Short exercise
For this exercise, copy out each line of the material below that includes "React".

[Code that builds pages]
>> start

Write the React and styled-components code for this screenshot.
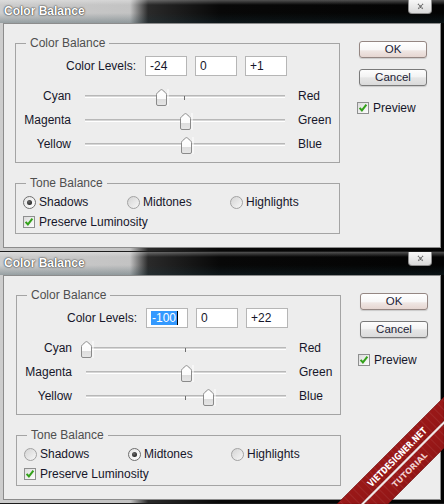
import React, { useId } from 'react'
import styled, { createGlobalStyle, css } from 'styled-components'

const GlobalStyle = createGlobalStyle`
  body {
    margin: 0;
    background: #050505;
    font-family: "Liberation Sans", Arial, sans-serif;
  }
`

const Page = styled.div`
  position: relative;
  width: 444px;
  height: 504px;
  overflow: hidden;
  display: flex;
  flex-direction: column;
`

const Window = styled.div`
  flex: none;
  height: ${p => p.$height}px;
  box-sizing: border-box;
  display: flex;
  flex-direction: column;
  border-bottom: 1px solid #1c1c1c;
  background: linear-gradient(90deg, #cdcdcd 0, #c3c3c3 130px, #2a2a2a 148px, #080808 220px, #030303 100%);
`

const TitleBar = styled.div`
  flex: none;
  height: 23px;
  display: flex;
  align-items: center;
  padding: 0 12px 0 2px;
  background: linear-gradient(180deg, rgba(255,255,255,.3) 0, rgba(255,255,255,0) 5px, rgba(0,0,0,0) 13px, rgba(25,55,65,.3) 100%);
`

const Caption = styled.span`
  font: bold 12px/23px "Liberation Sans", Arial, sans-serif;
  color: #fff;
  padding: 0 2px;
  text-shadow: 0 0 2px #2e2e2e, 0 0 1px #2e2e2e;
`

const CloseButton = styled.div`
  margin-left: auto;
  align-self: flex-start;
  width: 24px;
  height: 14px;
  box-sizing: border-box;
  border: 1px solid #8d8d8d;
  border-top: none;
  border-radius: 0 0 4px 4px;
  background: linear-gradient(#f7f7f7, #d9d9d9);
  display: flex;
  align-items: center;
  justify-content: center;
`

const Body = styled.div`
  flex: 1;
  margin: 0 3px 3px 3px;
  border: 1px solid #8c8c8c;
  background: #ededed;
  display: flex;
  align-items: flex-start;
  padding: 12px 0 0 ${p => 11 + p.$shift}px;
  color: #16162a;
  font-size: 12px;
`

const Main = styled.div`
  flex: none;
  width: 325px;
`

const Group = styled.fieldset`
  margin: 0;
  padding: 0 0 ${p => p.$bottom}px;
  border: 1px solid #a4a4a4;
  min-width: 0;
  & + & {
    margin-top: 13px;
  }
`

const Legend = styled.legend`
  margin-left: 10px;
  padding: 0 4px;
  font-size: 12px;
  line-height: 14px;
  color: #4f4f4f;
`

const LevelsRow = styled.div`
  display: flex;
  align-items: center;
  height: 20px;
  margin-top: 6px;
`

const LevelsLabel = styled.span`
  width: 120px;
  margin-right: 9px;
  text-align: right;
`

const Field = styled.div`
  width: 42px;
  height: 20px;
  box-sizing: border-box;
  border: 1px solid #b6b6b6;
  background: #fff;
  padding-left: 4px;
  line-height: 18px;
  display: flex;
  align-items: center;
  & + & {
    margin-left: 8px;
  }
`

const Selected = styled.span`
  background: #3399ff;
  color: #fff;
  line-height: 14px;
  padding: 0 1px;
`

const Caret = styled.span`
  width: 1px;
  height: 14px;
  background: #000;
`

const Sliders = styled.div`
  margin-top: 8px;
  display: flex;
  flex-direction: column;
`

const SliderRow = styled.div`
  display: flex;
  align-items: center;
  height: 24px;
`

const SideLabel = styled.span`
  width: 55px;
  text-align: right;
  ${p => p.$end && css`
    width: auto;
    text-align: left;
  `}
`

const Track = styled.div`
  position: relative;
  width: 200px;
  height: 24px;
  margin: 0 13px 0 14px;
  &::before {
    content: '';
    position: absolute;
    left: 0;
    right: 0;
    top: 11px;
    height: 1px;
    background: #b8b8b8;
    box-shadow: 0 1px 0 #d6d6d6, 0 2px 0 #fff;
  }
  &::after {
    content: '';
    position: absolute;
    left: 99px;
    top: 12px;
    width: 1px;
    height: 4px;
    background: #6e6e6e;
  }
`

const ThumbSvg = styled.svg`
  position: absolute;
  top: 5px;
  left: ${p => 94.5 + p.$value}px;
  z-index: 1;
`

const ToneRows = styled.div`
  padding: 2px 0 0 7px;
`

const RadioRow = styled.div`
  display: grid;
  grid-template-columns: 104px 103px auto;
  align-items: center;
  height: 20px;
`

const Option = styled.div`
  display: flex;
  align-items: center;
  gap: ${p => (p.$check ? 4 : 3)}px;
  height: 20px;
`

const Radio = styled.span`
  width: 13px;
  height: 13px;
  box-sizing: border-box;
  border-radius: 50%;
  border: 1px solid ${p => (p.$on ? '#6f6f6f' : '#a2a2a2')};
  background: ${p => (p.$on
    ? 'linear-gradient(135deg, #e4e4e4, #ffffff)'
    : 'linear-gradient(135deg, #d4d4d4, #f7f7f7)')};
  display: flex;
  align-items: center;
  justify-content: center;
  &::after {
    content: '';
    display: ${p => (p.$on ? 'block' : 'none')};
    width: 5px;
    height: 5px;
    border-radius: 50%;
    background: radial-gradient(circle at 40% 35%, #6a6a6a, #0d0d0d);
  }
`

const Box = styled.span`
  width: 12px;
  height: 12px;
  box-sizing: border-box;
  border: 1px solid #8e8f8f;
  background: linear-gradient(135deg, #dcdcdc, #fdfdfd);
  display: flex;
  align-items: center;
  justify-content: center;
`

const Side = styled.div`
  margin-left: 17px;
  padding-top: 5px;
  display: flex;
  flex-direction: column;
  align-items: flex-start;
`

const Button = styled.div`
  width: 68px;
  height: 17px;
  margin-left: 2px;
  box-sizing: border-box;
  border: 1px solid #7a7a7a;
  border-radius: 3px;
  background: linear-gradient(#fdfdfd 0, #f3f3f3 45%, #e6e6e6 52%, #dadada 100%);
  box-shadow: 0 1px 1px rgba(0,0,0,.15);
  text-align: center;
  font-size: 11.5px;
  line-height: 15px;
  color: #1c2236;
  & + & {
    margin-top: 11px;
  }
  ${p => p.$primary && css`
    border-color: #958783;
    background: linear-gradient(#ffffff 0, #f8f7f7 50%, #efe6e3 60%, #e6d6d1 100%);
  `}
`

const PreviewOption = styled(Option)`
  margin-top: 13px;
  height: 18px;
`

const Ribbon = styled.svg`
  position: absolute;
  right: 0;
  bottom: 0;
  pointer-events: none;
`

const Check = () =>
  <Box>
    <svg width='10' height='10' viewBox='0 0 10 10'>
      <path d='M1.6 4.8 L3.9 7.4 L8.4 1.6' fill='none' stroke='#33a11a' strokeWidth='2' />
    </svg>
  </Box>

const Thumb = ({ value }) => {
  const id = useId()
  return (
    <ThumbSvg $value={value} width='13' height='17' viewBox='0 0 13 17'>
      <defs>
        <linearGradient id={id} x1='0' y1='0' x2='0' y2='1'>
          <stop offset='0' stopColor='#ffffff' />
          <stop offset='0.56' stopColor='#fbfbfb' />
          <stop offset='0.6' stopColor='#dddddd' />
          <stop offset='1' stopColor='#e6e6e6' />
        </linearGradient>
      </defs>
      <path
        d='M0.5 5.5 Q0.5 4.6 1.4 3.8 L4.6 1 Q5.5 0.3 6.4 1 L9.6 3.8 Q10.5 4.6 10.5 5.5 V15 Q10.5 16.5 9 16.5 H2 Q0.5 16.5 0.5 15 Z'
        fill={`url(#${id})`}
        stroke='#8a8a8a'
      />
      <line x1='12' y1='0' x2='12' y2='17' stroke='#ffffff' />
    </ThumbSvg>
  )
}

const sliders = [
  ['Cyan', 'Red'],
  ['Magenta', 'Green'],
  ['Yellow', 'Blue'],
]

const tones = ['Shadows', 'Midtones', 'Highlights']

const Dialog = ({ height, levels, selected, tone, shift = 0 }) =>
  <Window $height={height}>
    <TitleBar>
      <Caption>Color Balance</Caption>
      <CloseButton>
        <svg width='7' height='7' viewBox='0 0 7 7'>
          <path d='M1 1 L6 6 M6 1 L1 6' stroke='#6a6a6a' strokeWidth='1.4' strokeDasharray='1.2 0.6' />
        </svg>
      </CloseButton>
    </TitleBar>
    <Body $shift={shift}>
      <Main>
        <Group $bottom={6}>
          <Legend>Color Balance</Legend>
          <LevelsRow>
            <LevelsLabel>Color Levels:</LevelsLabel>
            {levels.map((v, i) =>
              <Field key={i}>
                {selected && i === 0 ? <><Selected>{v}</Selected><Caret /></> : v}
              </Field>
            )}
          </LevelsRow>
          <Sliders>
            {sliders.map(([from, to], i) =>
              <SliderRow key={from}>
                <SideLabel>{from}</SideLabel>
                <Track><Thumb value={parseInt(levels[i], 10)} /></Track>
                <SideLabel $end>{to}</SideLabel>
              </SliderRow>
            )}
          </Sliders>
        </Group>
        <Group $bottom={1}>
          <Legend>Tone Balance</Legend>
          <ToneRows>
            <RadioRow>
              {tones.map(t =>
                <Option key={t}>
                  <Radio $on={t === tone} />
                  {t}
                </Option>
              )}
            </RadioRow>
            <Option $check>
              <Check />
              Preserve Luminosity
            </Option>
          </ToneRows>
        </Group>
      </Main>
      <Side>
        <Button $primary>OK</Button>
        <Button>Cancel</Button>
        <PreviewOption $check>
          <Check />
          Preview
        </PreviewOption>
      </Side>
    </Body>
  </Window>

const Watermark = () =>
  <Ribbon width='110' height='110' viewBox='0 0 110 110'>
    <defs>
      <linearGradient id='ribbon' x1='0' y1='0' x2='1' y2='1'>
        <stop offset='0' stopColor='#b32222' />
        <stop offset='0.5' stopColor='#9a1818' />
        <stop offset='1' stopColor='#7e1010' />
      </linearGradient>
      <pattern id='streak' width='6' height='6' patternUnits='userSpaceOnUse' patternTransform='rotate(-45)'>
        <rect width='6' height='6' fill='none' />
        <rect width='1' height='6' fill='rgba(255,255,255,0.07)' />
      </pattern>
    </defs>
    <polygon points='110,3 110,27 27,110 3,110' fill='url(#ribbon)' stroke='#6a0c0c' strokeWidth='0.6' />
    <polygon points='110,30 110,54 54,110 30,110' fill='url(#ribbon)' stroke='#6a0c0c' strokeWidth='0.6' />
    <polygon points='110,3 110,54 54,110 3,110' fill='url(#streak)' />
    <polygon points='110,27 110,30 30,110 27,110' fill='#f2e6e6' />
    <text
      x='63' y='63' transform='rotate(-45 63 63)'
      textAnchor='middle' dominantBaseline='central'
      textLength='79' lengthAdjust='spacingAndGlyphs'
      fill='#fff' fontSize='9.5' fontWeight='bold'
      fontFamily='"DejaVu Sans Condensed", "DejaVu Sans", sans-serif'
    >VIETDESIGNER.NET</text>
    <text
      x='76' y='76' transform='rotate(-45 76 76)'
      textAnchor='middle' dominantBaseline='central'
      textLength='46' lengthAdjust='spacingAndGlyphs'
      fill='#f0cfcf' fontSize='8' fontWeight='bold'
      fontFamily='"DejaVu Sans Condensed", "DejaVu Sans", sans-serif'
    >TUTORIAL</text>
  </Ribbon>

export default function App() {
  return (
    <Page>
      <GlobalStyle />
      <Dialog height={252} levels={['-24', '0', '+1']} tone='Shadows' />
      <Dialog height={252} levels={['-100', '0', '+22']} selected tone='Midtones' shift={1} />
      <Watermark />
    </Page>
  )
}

>> end
>> start

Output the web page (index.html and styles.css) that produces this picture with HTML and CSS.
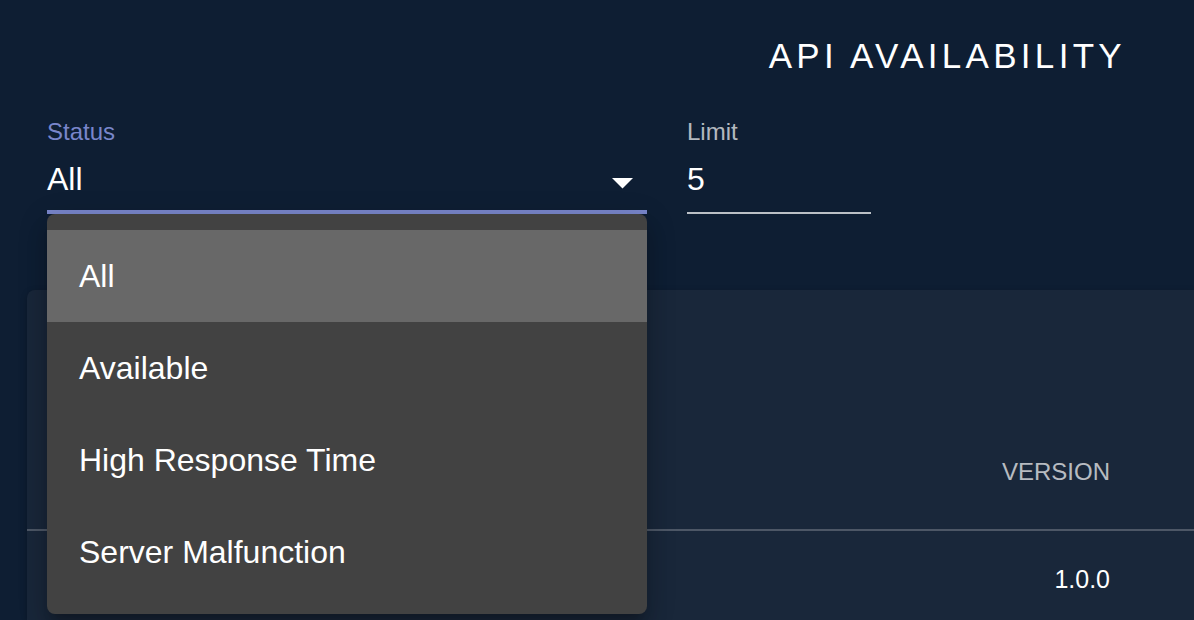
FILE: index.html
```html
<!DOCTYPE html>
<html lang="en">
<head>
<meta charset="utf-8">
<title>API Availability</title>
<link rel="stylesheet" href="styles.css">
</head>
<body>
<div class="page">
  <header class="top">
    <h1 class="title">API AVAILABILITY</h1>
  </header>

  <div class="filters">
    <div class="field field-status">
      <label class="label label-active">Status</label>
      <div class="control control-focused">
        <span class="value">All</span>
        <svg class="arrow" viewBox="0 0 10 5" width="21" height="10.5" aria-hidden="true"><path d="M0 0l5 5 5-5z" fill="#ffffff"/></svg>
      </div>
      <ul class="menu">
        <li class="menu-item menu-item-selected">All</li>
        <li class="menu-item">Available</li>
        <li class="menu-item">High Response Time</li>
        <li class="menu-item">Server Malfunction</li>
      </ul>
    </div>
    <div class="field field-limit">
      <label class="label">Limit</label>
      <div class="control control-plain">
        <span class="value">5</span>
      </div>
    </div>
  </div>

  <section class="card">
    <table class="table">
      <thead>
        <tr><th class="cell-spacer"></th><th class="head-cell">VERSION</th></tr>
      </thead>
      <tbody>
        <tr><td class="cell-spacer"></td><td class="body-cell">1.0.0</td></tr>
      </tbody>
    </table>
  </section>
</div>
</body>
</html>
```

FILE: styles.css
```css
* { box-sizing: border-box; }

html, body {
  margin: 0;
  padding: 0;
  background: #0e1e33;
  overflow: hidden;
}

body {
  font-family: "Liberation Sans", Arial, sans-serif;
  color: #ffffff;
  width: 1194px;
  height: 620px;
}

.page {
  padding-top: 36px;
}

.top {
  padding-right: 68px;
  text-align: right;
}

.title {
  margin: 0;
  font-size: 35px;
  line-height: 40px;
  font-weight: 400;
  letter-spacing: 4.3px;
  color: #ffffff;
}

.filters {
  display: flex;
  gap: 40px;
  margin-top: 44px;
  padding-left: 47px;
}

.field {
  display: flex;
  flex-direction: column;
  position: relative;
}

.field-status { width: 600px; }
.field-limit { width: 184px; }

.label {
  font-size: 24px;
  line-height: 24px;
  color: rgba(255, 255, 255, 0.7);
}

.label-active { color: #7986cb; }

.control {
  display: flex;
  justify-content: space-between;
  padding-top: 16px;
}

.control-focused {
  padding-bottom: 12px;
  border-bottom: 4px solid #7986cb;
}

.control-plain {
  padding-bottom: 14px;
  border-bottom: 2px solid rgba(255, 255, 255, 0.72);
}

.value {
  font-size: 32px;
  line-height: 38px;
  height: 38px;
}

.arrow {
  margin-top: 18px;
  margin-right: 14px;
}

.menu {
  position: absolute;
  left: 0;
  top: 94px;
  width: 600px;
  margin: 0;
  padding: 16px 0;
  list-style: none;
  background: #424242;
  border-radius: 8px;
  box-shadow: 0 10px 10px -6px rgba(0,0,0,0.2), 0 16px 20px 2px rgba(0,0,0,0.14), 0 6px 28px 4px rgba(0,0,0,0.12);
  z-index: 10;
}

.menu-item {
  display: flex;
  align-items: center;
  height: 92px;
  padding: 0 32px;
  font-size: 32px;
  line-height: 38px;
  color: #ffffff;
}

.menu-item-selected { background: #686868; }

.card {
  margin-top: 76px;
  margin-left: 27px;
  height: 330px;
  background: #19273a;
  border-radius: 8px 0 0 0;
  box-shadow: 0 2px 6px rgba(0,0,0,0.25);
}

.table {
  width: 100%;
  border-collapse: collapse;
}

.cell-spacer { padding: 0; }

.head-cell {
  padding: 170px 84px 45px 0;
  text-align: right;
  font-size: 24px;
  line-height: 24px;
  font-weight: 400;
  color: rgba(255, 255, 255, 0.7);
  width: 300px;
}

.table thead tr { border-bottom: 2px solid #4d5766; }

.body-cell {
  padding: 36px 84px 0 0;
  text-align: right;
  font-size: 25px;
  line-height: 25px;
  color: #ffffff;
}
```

>> end
>> start

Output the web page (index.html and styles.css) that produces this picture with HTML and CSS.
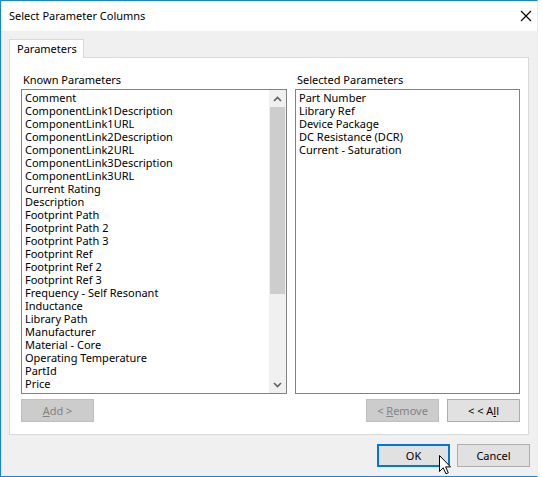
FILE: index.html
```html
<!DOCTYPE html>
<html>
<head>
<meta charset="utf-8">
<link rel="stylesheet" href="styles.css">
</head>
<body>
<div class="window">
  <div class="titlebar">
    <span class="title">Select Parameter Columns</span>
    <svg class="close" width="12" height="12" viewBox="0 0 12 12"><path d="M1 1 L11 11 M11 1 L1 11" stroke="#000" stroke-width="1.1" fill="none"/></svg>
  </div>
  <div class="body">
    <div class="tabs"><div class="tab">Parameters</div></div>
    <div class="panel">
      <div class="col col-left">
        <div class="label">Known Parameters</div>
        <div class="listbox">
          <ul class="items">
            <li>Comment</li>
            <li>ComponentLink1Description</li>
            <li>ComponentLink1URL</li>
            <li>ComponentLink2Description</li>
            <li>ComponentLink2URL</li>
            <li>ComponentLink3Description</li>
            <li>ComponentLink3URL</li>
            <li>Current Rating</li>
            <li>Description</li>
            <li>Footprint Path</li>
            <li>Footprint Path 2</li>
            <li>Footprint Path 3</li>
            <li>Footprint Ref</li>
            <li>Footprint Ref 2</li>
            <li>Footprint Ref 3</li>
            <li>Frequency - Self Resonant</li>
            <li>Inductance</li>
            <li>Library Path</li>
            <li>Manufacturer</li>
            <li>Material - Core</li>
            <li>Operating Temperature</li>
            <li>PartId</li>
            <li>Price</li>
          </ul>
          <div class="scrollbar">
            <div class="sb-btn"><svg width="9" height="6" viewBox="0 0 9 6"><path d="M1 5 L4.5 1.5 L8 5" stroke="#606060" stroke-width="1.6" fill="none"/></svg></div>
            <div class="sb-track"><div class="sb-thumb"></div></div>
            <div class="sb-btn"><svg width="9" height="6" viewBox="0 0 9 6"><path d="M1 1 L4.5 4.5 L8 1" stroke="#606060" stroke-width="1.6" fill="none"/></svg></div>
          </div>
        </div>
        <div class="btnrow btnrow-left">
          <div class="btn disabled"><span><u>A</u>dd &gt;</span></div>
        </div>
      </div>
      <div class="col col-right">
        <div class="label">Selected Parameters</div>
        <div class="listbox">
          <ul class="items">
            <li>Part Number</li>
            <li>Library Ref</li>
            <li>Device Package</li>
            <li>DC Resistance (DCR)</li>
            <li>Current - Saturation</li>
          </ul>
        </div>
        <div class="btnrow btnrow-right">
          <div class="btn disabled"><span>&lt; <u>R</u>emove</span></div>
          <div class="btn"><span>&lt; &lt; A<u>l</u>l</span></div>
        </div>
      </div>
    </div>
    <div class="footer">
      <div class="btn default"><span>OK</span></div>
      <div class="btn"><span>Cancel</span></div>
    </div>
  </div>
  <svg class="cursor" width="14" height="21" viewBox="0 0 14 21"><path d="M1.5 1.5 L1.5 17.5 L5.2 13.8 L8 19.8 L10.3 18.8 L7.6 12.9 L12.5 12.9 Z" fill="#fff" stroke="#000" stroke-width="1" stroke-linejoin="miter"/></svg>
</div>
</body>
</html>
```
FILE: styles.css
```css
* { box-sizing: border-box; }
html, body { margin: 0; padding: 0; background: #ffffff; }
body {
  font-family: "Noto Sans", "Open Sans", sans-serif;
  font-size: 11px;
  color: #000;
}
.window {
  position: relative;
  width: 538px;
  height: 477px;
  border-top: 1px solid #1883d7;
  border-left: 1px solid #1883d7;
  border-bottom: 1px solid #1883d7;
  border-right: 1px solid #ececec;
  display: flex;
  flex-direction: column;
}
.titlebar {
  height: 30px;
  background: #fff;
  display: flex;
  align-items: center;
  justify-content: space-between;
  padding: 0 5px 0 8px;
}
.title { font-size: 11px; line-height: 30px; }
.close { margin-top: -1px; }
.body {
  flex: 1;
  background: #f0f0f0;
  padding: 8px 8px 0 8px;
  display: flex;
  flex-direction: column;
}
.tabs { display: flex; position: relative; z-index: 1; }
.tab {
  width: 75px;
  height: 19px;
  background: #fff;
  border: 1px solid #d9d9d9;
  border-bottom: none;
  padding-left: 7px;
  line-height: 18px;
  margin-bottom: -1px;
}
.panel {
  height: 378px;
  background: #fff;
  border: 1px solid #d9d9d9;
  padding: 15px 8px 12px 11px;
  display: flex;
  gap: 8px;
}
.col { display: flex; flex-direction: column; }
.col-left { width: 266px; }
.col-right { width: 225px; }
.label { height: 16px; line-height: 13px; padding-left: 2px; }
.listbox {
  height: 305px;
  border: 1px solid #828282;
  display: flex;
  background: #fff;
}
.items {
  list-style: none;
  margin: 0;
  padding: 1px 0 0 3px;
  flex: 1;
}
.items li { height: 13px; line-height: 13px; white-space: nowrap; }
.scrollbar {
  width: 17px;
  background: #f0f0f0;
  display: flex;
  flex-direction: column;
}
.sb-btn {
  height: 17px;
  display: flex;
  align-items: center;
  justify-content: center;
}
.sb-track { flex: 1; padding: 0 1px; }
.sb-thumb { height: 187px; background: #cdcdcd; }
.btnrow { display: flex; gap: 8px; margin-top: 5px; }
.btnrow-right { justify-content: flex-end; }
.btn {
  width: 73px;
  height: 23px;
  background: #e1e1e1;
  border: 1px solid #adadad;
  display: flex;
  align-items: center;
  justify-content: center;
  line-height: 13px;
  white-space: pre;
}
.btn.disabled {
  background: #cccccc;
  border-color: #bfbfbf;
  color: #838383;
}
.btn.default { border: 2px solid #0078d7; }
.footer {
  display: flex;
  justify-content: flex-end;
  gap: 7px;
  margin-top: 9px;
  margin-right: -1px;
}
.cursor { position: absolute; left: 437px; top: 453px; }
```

>> end

Exercise result
Write the React and styled-components code for this screenshot.
import React, { useId } from 'react'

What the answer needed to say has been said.